GIVEN EXERCISE:
Pick out each line containing the string "this" and copy it.

— BEGIN GIVEN DATA —

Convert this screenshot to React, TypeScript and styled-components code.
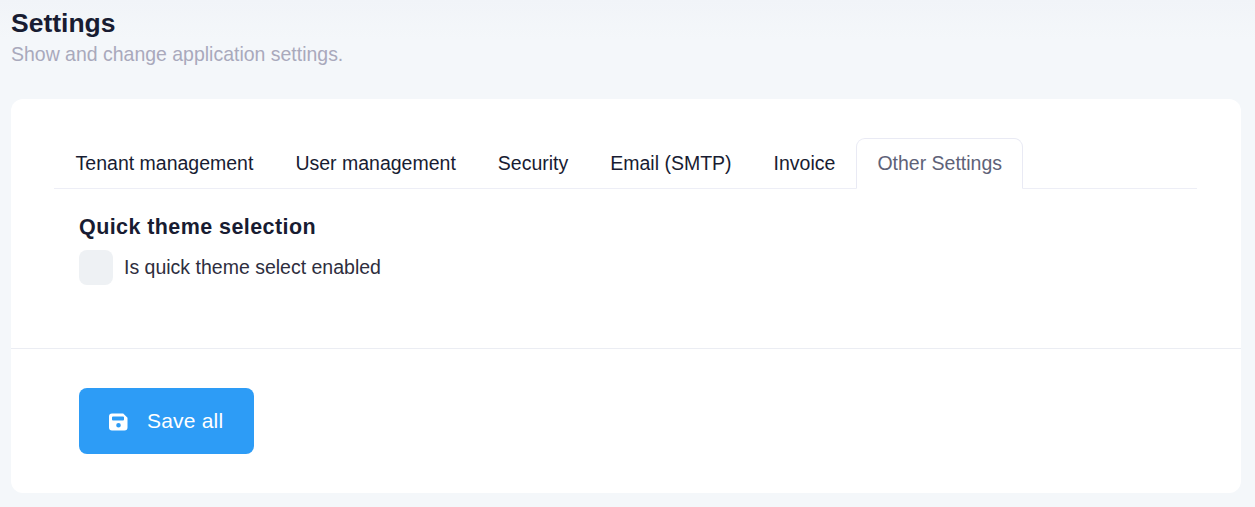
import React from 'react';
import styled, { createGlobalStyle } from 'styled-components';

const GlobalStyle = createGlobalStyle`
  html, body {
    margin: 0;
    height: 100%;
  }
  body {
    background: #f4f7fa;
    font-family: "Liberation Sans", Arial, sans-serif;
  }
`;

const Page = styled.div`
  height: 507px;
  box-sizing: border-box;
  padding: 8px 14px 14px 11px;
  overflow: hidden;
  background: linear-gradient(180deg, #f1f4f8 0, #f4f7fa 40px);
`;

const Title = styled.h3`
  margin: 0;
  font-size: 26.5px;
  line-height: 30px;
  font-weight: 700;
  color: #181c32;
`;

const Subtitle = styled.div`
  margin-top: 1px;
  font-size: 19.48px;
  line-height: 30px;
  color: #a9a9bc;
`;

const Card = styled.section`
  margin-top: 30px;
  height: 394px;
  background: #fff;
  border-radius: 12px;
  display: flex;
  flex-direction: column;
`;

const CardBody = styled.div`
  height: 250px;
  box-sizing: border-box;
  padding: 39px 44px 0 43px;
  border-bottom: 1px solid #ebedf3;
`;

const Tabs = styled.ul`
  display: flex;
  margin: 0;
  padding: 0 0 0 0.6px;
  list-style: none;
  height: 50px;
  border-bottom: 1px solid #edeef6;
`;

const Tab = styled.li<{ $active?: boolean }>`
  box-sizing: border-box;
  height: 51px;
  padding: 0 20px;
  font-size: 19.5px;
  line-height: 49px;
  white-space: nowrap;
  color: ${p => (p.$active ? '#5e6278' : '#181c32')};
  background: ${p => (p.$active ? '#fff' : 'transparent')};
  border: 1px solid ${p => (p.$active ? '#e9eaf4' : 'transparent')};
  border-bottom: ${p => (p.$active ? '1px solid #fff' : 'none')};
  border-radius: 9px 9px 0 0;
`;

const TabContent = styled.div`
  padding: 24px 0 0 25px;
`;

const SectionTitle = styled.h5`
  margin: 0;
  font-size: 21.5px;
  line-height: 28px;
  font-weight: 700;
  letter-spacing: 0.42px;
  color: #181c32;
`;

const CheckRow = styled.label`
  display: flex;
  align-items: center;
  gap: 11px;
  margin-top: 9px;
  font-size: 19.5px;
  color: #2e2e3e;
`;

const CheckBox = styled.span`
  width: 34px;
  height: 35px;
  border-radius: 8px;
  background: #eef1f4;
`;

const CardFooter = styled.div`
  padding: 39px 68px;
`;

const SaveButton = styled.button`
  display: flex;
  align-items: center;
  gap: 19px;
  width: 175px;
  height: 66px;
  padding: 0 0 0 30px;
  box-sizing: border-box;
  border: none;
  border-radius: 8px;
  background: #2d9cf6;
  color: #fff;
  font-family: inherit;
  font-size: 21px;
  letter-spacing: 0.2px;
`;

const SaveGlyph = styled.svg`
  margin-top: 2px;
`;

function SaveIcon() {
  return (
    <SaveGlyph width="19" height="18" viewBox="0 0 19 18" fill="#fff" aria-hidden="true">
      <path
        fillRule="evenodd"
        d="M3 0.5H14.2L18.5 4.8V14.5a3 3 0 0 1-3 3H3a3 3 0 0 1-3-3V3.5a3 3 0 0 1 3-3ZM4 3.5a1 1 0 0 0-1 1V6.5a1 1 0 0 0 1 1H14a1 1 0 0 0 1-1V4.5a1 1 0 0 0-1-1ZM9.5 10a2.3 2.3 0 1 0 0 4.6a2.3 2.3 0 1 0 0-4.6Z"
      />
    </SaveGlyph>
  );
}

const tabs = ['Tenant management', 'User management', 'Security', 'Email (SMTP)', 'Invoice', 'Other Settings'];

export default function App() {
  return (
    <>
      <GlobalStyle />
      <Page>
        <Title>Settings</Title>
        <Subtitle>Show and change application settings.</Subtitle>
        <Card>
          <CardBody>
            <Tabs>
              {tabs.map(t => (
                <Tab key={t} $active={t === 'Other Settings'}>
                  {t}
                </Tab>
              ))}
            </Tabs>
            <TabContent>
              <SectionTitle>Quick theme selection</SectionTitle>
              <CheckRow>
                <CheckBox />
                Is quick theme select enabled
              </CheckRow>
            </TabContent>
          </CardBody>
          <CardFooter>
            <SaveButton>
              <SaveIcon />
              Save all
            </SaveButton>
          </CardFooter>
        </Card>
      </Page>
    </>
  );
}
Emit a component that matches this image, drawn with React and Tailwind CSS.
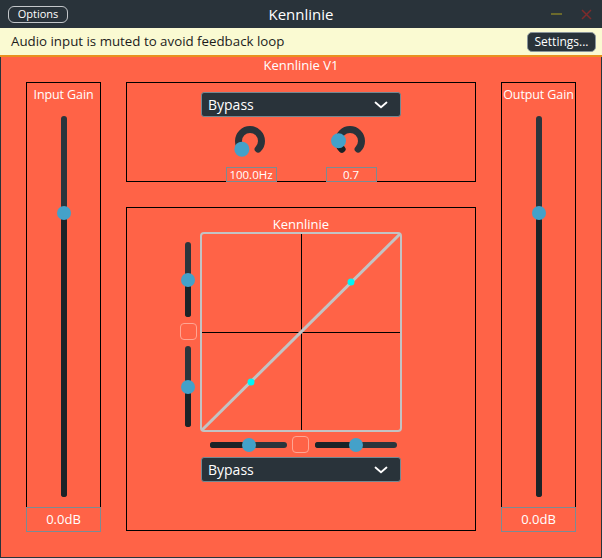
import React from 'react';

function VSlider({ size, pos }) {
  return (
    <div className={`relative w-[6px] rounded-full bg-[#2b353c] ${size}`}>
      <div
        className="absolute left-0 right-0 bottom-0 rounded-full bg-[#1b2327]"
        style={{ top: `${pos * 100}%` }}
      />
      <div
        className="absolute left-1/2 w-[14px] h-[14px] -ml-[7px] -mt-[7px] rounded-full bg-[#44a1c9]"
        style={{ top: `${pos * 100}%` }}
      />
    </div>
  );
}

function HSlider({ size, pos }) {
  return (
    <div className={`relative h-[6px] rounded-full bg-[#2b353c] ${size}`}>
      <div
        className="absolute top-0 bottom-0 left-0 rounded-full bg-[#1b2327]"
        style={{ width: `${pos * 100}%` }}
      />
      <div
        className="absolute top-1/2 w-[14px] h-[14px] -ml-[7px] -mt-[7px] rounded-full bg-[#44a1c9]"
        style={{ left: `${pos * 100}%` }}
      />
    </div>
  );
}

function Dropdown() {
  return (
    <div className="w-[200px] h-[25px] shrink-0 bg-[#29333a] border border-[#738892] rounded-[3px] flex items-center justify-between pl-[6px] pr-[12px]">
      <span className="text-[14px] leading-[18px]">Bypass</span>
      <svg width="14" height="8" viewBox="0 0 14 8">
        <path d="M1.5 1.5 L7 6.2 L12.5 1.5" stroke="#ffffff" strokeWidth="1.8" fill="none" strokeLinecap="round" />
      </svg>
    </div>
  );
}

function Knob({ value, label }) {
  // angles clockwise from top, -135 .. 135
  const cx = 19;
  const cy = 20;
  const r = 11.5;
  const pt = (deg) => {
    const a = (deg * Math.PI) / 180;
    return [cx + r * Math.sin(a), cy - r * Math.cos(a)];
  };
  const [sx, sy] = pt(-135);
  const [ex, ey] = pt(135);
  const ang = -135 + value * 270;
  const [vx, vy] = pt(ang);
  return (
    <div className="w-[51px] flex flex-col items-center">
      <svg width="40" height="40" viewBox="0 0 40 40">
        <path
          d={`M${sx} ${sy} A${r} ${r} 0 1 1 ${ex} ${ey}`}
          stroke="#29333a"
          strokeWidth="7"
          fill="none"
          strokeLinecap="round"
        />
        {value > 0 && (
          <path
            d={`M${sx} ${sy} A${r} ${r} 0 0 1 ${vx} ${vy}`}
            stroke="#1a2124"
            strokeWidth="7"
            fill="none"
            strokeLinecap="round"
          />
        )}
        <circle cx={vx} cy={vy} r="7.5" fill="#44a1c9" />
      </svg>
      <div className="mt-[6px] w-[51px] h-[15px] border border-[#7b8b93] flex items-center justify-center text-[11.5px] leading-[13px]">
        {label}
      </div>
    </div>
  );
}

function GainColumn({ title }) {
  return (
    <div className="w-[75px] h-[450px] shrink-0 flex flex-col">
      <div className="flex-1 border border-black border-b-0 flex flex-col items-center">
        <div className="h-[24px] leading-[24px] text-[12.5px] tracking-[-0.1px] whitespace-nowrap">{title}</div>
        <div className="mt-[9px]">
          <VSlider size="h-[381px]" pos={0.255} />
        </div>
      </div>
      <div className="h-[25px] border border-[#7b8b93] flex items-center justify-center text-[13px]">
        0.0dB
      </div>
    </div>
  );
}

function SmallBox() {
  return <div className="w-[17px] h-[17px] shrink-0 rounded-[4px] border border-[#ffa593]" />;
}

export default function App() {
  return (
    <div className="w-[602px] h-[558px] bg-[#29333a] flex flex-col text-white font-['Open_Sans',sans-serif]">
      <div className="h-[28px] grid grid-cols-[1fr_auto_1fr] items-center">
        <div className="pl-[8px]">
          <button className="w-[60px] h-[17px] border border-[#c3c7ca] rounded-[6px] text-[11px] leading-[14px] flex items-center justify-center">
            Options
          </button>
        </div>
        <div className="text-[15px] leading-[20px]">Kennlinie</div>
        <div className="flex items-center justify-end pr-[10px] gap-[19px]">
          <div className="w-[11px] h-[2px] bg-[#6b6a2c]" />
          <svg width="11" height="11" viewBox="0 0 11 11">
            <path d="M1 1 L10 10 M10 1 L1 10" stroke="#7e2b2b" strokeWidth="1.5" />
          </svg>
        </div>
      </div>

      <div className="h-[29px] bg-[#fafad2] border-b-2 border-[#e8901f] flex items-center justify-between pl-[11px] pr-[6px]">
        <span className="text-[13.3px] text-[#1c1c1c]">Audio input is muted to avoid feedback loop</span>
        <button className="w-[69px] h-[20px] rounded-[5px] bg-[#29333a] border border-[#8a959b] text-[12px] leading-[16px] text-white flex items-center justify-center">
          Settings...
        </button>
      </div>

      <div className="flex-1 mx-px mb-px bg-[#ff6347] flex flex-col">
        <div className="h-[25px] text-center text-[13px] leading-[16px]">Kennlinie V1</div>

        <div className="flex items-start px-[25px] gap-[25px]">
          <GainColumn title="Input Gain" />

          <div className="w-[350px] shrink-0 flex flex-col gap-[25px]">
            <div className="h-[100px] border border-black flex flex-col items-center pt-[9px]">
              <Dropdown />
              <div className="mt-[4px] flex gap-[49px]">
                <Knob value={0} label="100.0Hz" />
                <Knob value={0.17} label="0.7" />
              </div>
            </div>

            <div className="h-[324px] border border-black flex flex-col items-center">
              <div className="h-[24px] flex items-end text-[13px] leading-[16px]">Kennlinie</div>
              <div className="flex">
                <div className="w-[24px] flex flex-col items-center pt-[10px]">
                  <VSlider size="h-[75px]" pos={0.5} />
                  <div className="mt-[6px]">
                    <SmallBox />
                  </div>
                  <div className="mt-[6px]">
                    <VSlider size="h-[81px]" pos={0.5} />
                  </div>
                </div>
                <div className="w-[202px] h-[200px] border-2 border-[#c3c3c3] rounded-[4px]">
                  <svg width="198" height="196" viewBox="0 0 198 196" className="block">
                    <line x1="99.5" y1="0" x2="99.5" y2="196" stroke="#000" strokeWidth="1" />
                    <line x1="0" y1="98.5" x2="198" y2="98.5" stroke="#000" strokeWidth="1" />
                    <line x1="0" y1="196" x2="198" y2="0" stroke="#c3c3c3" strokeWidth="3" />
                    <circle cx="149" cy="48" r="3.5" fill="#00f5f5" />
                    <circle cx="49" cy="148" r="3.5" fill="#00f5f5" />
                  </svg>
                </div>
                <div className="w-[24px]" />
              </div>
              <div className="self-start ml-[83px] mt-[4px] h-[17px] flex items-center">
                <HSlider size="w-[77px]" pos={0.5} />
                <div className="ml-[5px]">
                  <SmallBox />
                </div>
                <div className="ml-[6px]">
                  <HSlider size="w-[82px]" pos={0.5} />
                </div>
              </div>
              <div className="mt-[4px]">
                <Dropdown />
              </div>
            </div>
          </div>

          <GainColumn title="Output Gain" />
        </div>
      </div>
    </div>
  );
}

— END GIVEN DATA —

CORRECT ANSWER:
Convert this screenshot to React, TypeScript and styled-components code.
Emit a component that matches this image, drawn with React and Tailwind CSS.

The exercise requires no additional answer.